» Available data:
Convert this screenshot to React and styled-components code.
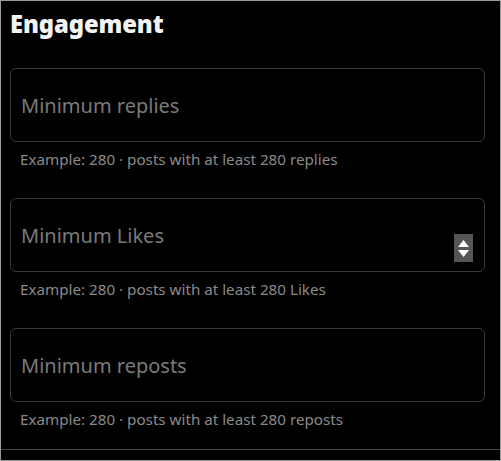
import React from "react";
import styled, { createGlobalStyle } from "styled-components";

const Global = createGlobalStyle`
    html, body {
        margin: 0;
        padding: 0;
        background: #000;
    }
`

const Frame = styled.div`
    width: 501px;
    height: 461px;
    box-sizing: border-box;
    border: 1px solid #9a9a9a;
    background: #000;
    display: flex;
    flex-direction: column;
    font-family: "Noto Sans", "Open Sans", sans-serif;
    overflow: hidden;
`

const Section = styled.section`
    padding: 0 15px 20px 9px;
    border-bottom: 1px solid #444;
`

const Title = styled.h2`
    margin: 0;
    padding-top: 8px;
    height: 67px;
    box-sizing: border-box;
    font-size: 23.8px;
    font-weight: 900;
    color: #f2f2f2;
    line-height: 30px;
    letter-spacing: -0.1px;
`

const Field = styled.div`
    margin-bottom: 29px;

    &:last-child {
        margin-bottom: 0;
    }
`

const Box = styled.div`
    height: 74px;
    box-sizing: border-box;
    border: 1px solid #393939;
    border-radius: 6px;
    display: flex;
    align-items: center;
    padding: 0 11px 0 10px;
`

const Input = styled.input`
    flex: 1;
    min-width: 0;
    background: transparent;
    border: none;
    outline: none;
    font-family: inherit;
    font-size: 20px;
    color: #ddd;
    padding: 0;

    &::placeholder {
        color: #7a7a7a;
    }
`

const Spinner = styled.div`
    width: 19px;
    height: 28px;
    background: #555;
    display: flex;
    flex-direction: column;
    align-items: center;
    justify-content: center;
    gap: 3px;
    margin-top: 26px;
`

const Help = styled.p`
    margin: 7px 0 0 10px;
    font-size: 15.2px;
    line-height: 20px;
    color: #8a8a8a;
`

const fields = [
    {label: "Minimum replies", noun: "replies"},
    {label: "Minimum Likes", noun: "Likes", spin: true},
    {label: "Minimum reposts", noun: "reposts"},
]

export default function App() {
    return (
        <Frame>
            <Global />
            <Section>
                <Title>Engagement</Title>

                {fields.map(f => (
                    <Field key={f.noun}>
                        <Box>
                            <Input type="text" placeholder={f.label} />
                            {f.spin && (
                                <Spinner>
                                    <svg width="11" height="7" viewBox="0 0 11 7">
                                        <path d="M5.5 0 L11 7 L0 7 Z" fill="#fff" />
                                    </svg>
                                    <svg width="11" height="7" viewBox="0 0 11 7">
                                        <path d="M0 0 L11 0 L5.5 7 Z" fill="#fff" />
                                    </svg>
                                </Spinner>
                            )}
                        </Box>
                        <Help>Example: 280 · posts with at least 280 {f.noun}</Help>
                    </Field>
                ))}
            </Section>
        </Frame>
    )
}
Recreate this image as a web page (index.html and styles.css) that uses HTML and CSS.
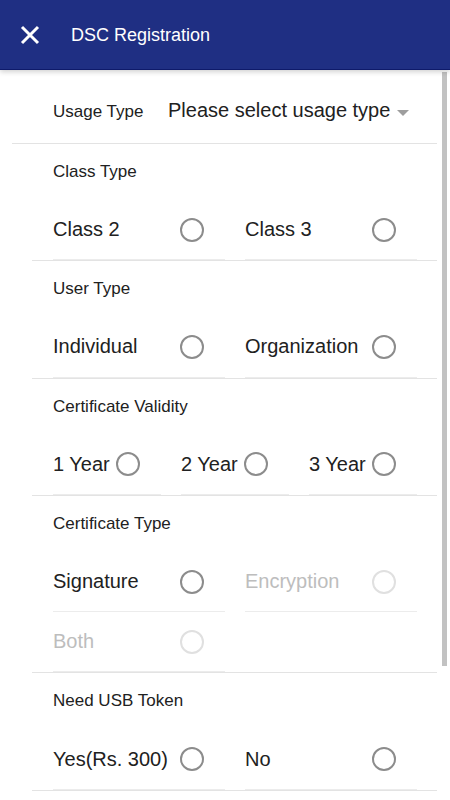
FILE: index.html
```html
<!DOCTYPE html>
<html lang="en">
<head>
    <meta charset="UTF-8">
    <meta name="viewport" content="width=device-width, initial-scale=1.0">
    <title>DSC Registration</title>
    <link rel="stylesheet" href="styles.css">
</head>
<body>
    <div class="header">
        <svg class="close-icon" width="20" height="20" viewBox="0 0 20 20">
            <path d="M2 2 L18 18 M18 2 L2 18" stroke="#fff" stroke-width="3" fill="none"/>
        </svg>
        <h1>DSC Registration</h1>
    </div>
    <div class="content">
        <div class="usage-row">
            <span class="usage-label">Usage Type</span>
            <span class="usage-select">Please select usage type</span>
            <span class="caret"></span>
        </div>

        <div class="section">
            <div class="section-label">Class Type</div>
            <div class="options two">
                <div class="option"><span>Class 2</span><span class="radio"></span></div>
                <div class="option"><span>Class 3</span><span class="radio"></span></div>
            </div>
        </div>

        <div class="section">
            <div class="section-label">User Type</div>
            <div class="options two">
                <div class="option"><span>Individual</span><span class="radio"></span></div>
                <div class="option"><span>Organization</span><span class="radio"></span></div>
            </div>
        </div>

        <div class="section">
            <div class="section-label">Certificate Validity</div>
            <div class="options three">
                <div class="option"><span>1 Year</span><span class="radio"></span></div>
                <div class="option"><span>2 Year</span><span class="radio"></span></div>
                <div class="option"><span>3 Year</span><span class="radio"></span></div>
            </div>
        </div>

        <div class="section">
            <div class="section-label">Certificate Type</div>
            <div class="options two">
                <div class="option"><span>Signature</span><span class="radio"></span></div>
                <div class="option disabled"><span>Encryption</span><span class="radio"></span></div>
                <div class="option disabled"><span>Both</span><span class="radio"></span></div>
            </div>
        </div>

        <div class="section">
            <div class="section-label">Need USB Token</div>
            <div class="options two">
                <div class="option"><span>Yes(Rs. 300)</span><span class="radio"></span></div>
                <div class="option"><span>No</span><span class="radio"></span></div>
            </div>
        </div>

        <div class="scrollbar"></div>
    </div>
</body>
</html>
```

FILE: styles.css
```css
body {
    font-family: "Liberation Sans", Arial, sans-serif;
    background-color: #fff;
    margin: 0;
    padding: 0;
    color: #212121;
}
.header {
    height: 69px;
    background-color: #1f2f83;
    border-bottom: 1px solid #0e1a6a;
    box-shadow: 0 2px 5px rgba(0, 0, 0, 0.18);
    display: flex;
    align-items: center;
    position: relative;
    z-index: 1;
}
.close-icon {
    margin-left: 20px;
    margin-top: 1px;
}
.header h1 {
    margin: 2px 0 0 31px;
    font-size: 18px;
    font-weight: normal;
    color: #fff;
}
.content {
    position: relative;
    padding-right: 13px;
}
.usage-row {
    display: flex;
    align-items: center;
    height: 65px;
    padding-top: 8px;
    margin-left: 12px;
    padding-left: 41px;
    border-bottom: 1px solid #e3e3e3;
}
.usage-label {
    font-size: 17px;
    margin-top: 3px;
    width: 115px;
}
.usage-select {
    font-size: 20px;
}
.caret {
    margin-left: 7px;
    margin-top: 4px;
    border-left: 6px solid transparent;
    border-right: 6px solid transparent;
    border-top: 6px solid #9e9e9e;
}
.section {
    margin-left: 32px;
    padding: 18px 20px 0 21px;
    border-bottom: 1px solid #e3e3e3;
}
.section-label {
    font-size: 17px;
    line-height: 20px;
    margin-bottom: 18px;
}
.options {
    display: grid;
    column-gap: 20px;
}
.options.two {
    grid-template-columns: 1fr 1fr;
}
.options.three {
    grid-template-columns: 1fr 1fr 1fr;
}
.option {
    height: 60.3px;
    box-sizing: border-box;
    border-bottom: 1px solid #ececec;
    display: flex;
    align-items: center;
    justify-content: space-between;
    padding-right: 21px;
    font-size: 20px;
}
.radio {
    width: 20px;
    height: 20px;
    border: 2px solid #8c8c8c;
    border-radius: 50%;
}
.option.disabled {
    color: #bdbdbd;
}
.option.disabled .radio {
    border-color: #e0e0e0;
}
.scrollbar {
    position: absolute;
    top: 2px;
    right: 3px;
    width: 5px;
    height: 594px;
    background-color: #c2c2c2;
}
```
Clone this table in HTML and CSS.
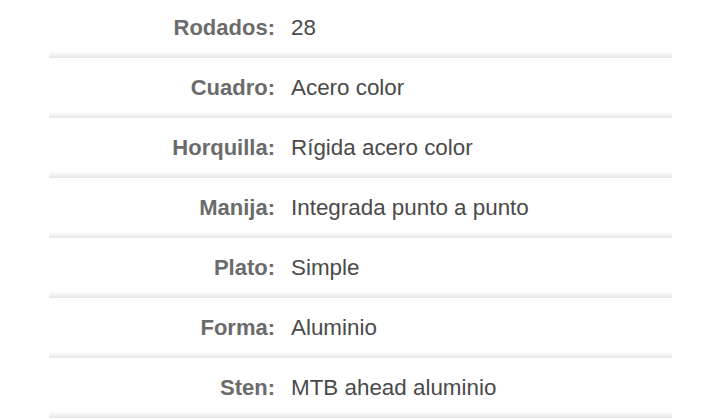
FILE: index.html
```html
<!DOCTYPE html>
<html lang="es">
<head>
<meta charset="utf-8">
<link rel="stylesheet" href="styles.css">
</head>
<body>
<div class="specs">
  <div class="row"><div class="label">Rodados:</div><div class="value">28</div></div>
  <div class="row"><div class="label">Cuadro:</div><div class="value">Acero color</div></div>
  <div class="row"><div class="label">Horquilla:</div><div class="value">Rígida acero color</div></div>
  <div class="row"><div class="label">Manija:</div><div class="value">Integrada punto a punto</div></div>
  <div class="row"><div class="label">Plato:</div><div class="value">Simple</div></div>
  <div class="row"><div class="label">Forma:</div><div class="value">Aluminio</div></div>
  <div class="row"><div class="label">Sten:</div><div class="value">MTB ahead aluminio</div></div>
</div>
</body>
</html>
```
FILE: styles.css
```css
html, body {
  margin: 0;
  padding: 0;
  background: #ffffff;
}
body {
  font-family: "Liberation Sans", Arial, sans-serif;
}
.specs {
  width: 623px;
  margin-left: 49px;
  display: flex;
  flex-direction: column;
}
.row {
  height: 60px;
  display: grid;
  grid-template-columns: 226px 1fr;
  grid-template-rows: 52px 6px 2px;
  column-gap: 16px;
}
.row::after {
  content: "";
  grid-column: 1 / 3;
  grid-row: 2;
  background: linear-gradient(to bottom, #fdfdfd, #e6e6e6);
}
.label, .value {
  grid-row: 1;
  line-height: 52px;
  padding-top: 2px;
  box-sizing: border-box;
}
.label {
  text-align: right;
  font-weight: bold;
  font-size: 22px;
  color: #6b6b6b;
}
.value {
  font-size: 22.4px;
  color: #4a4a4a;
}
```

» Aim of the task:
Search the data for "index" and list every line in which it occurs.

» Full response:
Recreate this image as a web page (index.html and styles.css) that uses HTML and CSS.
FILE: index.html
    z-index: 1;
FILE: index.html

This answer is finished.